Laurie- I hope your day is a peaceful one sista...you sound like you have a lot on your plate.:hug:

I still know zero about the insurance appeal. Last night I decided, life's too short (ok, that's not a new revelation, but more of a reminder!:idea: ) and since I am not in the hospital, and regardless of the outcome, whether I get the drug or the surgery, I am not planning on being in the hospital this time next week...so I'm going on my SIS Meet to Vegas!!!!!!!:banana:
I rebooked my flight last night, called my roomies, we were crying happy tears! I am keeping it a surprise from everyone else, just in case I have to cancel last minute, but I'm not expecting to! So now I'm happily making my packing list...yeah, happy distractions are good!:cheer2:
:grouphug:


This is definitely the best news I have heard all week!! I am really glad this is going to happen.

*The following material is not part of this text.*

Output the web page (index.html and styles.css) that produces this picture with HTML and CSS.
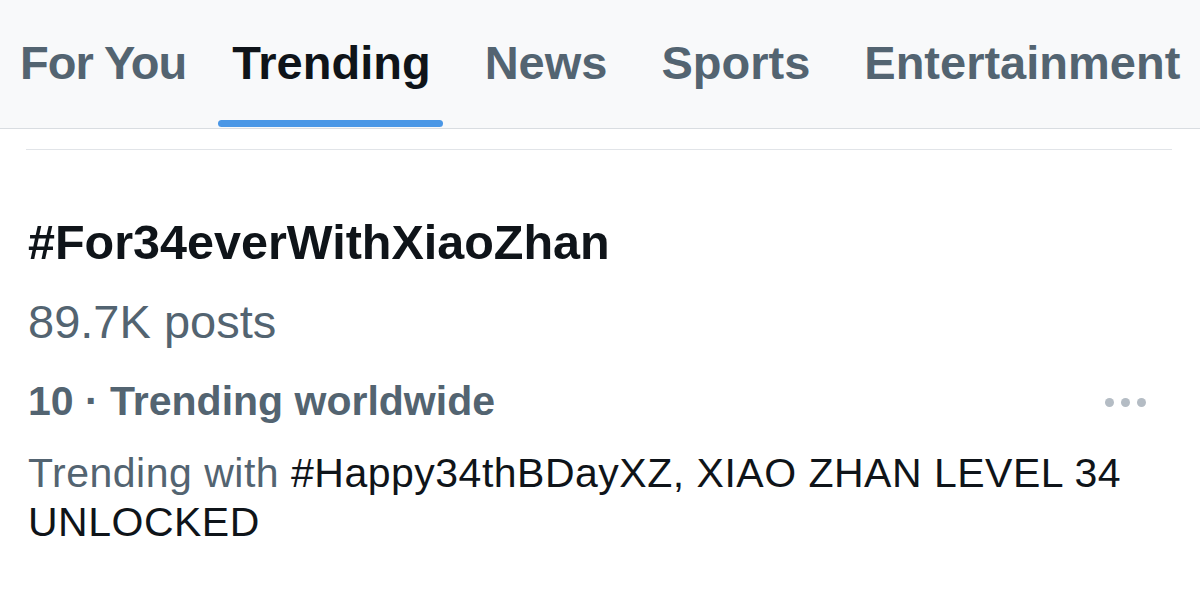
FILE: index.html
```html
<!DOCTYPE html>
<html lang="en">
<head>
<meta charset="utf-8">
<title>Trending</title>
<link rel="stylesheet" href="styles.css">
</head>
<body>
<div class="page">
  <nav class="tabs">
    <div class="tab">For You</div>
    <div class="tab active">Trending</div>
    <div class="tab">News</div>
    <div class="tab">Sports</div>
    <div class="tab">Entertainment</div>
  </nav>
  <div class="divider"></div>
  <section class="trend">
    <div class="trend-title">#For34everWithXiaoZhan</div>
    <div class="trend-count">89.7K posts</div>
    <div class="trend-meta">
      <span class="meta-text">10 · Trending worldwide</span>
      <span class="more"><i></i><i></i><i></i></span>
    </div>
    <p class="trend-context"><span class="muted">Trending with</span> #Happy34thBDayXZ, XIAO ZHAN LEVEL 34 UNLOCKED</p>
  </section>
</div>
</body>
</html>
```

FILE: styles.css
```css
html, body {
  margin: 0;
  padding: 0;
  background: #ffffff;
}

.page {
  width: 1200px;
  height: 606px;
  overflow: hidden;
  font-family: "Liberation Sans", Arial, sans-serif;
  color: #0f1419;
}

.tabs {
  display: flex;
  height: 129px;
  padding-left: 20px;
  background: #f8f9fa;
  border-bottom: 1px solid #d9dde1;
  box-sizing: border-box;
}

.tab {
  position: relative;
  padding-top: 35px;
  margin-right: 54px;
  font-size: 47px;
  line-height: 56px;
  font-weight: 700;
  color: #536471;
  white-space: nowrap;
}

.tab:first-child {
  letter-spacing: -1px;
  margin-right: 46px;
}

.tab.active {
  color: #0f1419;
}

.tab.active::after {
  content: "";
  position: absolute;
  left: -14px;
  right: -12px;
  bottom: 1px;
  height: 7px;
  border-radius: 4px;
  background: #4a97e6;
}

.divider {
  height: 1px;
  margin: 20px 28px 0 26px;
  background: #e1e4e8;
}

.trend {
  padding-left: 28px;
  padding-right: 54px;
}

.trend-title {
  margin-top: 64px;
  font-size: 48.5px;
  line-height: 56px;
  font-weight: 700;
  color: #0f1419;
}

.trend-count {
  margin-top: 24px;
  font-size: 47px;
  line-height: 56px;
  color: #536471;
}

.trend-meta {
  margin-top: 26px;
  display: flex;
  justify-content: space-between;
  align-items: center;
  font-size: 41px;
  line-height: 50px;
  font-weight: 700;
  color: #536471;
}

.more {
  display: flex;
  gap: 7px;
  padding-top: 2px;
}

.more i {
  width: 9px;
  height: 9px;
  border-radius: 50%;
  background: #b4bcc4;
}

.trend-context {
  margin: 23px 0 0;
  font-size: 41px;
  line-height: 49px;
  letter-spacing: 0.5px;
  color: #0f1419;
}

.muted {
  color: #536471;
}
```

Thanks for well wishes. The issue on our plate turned out to be bad but not as bad as I feared. I am not ready to talk about it though. Just too worn out.

I usre perked up when I read our post, Laura. thanks for sharing your good news with us.
 
Greatings to all of you!!! Hope today has shown many things to make you smile. I just want to say that you all (again) that you are remarkable and my heros!

Laurabelle... HAVE AN AWESOME trip! I love that its a surprise for the rest of them.

Need another Disney Fix, Merry Poppins and many others, still hugs and prayers for you all!